• **Task statement**
Return the lines where the word "table" occurs.

• **Data section**
[BEGIN]

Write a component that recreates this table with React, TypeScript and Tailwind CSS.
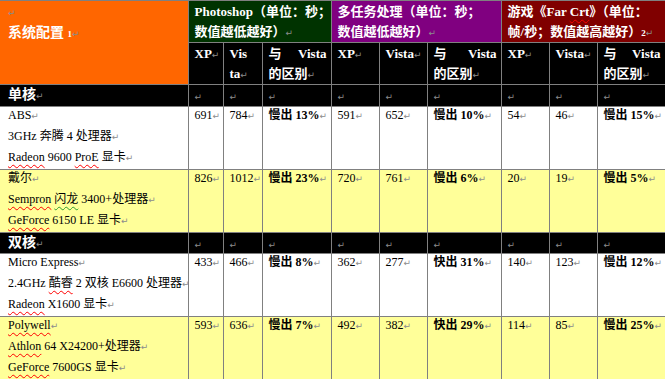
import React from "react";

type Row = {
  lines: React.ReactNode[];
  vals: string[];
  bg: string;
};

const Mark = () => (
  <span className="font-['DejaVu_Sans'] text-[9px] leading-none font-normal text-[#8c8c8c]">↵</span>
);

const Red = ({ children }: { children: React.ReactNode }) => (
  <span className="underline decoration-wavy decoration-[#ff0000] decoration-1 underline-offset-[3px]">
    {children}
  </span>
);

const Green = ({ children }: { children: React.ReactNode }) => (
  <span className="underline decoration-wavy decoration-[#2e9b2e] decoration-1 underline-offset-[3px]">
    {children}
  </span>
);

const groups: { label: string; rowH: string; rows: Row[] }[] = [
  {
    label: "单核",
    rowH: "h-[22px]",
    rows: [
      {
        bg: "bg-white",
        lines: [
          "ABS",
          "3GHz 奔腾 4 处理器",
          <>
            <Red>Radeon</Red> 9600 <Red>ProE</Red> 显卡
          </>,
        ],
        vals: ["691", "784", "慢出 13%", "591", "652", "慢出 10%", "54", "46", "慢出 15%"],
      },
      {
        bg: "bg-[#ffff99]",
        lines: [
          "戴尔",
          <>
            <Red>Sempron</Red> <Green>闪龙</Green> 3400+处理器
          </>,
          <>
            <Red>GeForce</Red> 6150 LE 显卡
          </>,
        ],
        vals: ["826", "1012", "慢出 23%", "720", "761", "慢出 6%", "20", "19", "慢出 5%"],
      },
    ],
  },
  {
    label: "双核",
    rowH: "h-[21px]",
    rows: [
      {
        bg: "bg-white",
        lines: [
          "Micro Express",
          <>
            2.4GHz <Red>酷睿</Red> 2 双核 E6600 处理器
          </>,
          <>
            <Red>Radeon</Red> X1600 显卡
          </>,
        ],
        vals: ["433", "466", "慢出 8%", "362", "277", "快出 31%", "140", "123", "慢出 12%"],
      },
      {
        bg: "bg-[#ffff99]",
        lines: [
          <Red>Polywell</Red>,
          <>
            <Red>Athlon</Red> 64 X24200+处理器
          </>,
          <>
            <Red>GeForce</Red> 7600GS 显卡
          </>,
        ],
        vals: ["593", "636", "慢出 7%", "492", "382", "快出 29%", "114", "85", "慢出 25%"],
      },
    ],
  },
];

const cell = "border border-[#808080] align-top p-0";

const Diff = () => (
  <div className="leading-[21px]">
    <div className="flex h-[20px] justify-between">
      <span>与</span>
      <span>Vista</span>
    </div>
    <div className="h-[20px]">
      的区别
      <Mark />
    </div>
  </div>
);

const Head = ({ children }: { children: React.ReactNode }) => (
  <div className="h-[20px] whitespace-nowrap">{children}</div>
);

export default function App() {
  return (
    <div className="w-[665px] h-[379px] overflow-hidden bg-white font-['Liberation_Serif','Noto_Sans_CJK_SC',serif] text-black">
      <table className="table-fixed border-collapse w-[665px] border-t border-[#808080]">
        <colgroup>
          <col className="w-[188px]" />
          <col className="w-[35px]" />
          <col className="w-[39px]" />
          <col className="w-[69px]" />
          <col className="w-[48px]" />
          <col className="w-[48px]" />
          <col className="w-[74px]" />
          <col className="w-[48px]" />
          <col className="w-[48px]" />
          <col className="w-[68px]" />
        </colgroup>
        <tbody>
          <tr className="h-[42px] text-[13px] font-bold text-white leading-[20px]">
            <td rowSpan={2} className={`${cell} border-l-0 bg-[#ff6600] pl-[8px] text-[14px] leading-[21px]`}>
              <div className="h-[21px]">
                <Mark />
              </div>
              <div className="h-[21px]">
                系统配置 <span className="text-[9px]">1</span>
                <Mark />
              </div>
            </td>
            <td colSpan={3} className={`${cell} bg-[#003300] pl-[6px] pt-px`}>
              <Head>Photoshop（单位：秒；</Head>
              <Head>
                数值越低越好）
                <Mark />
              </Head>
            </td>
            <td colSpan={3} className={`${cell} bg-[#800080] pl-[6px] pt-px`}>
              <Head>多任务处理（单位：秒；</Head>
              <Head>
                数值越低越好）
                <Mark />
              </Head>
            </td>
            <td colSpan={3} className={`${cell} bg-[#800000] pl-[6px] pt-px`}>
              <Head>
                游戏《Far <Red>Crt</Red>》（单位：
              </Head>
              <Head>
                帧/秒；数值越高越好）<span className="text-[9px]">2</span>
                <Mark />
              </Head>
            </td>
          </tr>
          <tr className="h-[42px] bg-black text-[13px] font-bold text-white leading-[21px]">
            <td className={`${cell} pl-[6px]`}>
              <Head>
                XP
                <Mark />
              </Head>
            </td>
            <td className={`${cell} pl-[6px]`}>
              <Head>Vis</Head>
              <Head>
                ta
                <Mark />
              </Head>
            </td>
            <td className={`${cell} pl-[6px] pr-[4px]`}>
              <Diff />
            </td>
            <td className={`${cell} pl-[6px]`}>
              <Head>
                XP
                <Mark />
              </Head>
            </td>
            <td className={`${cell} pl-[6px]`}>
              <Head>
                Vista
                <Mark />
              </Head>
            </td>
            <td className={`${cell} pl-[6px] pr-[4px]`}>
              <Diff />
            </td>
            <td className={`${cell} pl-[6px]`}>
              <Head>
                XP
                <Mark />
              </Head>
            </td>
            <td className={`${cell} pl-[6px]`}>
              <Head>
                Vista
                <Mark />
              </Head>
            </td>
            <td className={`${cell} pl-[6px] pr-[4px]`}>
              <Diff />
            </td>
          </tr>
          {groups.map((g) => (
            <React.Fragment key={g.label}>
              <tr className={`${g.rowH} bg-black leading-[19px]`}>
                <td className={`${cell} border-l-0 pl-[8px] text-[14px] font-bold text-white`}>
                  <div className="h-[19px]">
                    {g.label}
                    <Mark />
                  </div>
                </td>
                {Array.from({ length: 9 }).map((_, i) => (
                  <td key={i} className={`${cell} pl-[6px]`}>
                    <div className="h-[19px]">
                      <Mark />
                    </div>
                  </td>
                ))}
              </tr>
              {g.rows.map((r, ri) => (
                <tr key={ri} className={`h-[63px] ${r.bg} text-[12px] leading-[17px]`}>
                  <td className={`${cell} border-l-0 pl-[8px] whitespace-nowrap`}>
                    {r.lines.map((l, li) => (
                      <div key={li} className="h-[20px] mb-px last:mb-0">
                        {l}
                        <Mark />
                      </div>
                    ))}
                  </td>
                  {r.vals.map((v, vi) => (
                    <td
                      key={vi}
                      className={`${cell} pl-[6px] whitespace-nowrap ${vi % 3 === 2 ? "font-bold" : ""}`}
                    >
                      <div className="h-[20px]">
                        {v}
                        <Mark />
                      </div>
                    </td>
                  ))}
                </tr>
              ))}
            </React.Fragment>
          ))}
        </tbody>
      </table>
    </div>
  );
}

[END]

• **Reply**
Write a component that recreates this table with React, TypeScript and Tailwind CSS.
      <table className="table-fixed border-collapse w-[665px] border-t border-[#808080]">
      </table>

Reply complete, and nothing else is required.